%%

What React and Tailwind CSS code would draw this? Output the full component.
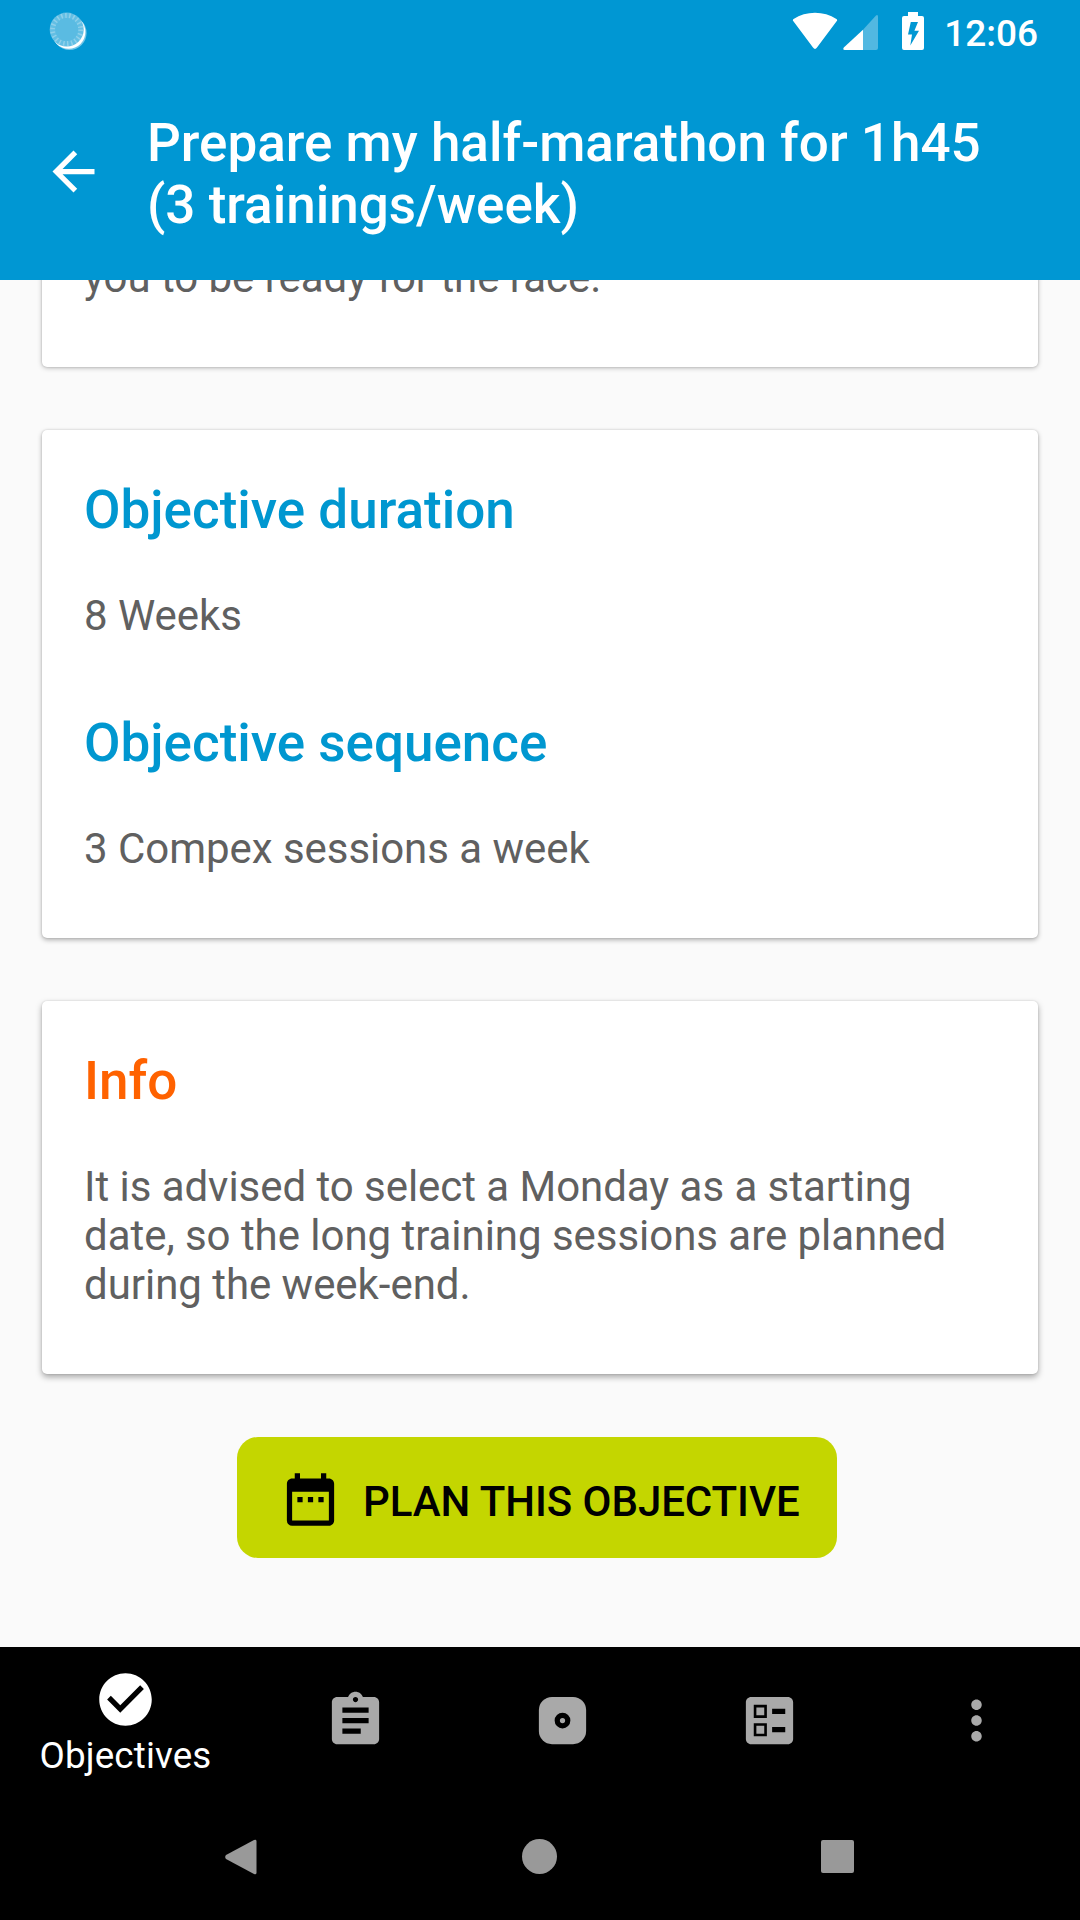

%%
%%

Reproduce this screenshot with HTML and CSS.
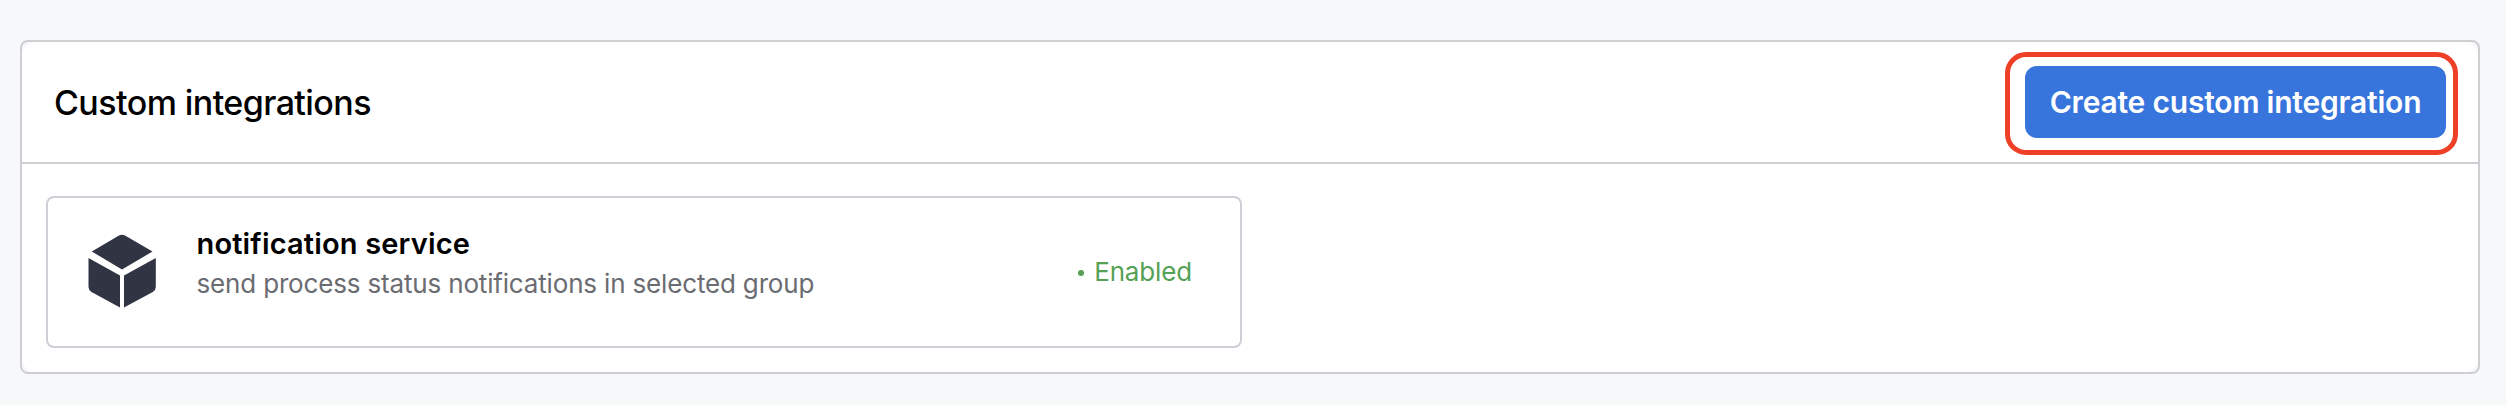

%%
%%

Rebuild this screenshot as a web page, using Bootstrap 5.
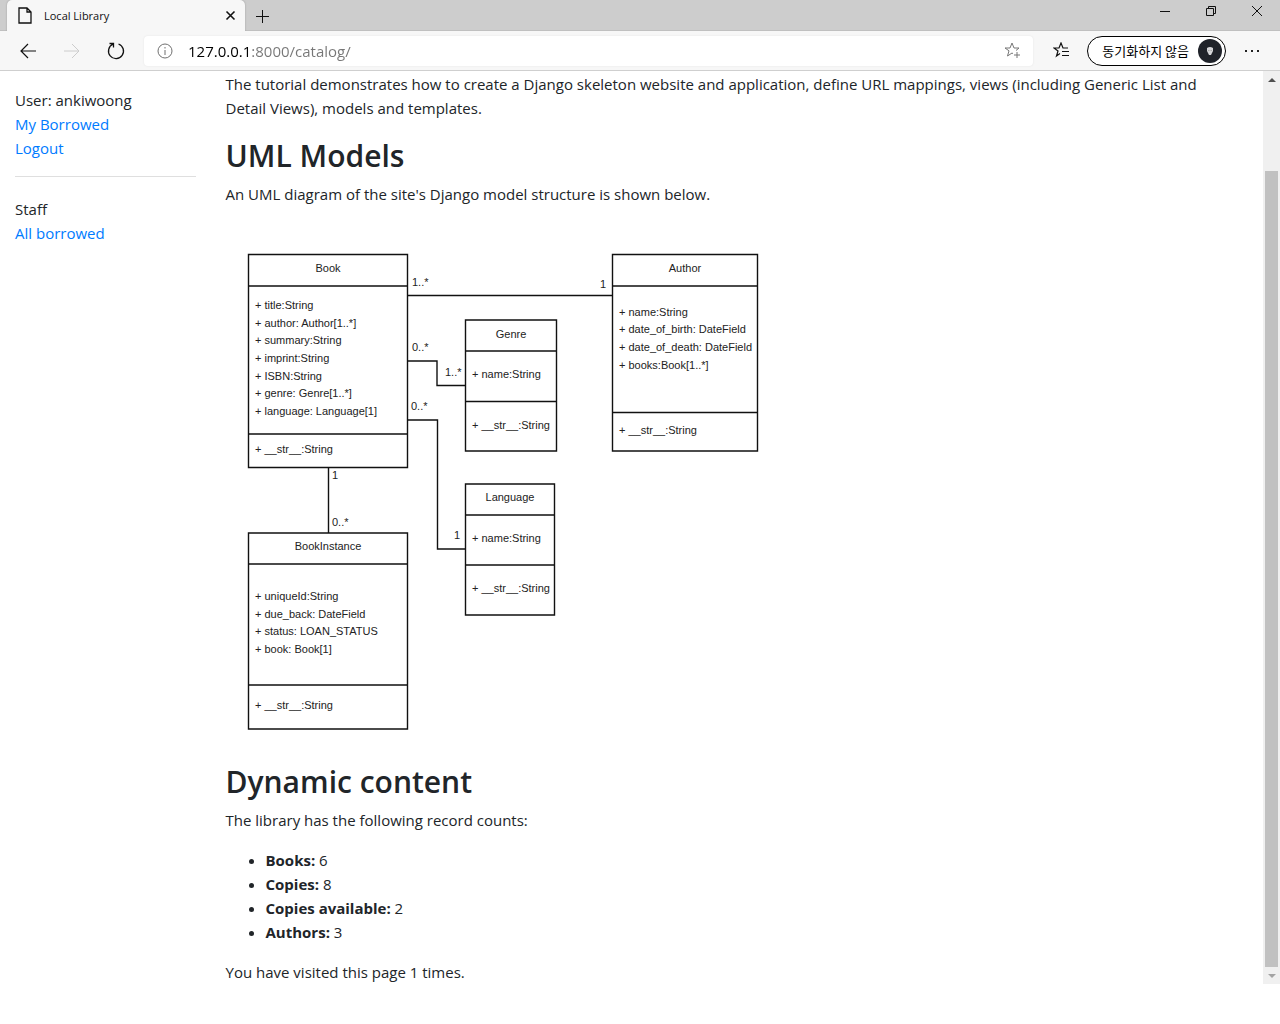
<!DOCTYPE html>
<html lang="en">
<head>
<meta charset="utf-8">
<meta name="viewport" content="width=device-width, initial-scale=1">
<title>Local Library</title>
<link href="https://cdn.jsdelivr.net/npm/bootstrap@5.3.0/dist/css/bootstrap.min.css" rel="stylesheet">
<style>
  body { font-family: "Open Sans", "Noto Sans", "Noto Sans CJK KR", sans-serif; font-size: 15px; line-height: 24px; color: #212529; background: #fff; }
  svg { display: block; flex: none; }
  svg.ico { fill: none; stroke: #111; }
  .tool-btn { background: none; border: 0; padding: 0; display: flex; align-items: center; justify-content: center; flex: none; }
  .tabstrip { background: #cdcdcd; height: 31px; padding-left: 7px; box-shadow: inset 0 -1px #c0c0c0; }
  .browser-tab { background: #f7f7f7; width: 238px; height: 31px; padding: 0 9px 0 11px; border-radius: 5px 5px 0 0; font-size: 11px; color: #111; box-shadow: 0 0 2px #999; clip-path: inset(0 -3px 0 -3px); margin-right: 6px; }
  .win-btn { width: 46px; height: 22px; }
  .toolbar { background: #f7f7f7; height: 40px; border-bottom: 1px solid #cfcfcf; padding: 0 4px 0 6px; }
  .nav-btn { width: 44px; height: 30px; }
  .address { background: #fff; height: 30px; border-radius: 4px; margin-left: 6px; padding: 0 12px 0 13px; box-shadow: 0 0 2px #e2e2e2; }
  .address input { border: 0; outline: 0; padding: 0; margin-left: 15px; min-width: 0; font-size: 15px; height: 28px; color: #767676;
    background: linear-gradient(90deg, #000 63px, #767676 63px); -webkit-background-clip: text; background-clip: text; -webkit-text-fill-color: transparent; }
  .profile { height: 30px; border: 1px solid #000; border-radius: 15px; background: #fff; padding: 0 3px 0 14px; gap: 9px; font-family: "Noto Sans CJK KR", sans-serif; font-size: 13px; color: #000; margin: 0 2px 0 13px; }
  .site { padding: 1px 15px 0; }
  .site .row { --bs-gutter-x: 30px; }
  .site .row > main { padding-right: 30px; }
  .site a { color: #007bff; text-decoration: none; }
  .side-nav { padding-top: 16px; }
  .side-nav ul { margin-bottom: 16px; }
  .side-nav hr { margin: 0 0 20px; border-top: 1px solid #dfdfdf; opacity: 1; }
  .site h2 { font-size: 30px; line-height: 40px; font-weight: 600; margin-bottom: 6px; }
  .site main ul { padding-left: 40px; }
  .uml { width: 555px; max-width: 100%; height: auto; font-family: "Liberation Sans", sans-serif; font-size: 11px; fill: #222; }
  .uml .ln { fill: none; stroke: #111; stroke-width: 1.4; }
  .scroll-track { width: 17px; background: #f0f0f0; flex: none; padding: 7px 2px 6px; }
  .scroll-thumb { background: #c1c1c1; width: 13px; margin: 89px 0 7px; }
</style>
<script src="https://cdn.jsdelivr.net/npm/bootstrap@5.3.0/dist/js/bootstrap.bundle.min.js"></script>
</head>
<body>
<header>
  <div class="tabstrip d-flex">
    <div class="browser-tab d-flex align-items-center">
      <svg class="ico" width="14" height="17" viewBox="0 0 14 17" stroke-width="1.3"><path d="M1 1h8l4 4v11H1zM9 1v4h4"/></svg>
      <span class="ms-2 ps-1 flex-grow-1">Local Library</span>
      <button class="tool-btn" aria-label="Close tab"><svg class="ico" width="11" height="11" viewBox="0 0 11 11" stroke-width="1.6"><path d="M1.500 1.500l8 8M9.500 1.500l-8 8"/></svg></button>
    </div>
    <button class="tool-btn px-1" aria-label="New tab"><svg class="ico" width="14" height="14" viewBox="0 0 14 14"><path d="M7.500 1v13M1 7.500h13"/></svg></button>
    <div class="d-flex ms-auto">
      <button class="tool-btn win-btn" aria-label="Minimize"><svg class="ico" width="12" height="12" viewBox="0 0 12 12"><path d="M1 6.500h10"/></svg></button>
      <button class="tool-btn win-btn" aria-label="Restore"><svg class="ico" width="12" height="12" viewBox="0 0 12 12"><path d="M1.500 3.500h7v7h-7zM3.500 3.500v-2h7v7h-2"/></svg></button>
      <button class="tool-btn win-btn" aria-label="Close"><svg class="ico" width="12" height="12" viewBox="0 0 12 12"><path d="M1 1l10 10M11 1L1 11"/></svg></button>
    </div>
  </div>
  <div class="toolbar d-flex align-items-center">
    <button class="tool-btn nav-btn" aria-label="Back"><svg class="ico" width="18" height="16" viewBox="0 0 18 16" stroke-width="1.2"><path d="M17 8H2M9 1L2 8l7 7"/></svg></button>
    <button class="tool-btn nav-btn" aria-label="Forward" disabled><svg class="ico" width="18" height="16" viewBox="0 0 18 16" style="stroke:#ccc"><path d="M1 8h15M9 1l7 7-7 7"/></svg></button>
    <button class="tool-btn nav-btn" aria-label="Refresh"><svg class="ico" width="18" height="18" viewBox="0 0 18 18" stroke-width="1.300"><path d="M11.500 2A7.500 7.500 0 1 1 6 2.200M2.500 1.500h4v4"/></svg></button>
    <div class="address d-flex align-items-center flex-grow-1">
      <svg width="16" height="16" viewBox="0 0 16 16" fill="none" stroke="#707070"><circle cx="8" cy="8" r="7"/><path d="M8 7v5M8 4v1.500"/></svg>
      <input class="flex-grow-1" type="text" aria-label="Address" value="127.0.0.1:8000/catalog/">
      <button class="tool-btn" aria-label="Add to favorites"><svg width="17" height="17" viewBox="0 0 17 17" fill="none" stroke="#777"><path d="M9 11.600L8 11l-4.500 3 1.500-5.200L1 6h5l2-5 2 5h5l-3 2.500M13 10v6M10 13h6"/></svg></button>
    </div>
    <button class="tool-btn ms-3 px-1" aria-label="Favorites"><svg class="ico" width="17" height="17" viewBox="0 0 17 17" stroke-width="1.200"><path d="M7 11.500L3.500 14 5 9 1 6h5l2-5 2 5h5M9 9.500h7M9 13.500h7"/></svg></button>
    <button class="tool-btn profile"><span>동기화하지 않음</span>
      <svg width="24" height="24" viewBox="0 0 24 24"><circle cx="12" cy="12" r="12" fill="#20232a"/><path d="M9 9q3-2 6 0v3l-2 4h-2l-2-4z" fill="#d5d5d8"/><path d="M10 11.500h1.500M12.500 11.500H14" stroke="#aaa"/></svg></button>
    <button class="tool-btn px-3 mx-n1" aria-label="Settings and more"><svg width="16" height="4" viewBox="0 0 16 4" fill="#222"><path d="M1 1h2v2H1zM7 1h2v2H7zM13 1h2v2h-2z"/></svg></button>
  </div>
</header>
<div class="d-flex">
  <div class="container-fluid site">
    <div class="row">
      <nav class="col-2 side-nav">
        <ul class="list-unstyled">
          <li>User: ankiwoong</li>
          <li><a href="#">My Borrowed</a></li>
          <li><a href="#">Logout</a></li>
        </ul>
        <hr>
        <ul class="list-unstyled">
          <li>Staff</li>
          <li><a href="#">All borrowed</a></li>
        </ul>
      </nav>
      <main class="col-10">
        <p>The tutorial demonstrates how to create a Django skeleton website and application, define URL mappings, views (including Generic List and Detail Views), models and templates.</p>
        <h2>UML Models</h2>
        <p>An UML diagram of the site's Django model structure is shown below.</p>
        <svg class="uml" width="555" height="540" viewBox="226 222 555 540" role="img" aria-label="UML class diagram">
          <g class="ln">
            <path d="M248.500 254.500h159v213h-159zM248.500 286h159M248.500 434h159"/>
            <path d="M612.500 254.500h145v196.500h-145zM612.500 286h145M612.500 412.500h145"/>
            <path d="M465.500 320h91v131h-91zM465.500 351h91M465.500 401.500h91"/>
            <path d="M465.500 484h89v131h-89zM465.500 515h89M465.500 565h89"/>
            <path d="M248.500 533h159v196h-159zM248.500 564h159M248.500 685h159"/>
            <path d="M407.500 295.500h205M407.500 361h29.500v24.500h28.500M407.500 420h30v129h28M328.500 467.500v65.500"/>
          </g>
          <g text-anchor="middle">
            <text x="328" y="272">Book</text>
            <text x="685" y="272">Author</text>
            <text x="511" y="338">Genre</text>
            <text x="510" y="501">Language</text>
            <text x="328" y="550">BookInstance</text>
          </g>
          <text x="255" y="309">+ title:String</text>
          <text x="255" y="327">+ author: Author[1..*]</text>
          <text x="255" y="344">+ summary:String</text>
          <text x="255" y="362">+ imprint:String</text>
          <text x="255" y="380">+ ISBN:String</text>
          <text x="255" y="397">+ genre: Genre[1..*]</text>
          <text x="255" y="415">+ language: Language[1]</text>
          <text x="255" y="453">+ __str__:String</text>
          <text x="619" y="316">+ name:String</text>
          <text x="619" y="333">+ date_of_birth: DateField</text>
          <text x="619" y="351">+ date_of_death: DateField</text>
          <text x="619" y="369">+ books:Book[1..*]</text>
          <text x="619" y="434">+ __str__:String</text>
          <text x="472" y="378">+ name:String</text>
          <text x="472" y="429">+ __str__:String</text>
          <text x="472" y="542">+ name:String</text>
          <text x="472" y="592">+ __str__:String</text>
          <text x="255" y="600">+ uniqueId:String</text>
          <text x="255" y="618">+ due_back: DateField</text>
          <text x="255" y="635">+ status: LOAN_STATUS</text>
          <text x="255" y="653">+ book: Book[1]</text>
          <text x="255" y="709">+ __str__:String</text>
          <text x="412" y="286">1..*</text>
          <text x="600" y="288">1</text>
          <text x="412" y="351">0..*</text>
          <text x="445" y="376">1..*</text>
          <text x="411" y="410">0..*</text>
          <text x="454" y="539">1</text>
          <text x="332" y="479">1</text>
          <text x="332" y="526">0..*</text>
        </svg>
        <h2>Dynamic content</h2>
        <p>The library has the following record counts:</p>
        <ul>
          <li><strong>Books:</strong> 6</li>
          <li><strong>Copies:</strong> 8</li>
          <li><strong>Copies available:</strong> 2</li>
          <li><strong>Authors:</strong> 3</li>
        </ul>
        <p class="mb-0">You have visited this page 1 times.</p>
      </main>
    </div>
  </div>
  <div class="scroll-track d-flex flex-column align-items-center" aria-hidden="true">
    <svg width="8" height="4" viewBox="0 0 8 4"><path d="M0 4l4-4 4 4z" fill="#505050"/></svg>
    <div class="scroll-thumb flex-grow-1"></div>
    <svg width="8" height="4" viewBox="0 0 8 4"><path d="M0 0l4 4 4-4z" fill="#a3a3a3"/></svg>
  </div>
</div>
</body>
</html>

%%

_OBJECTIVE:_ Look through the entries and find each line that has the string "this". Copy those lines.

_PROBLEM SOLUTION:_
What React and Tailwind CSS code would draw this? Output the full component.
Reproduce this screenshot with HTML and CSS.
Rebuild this screenshot as a web page, using Bootstrap 5.
        <p class="mb-0">You have visited this page 1 times.</p>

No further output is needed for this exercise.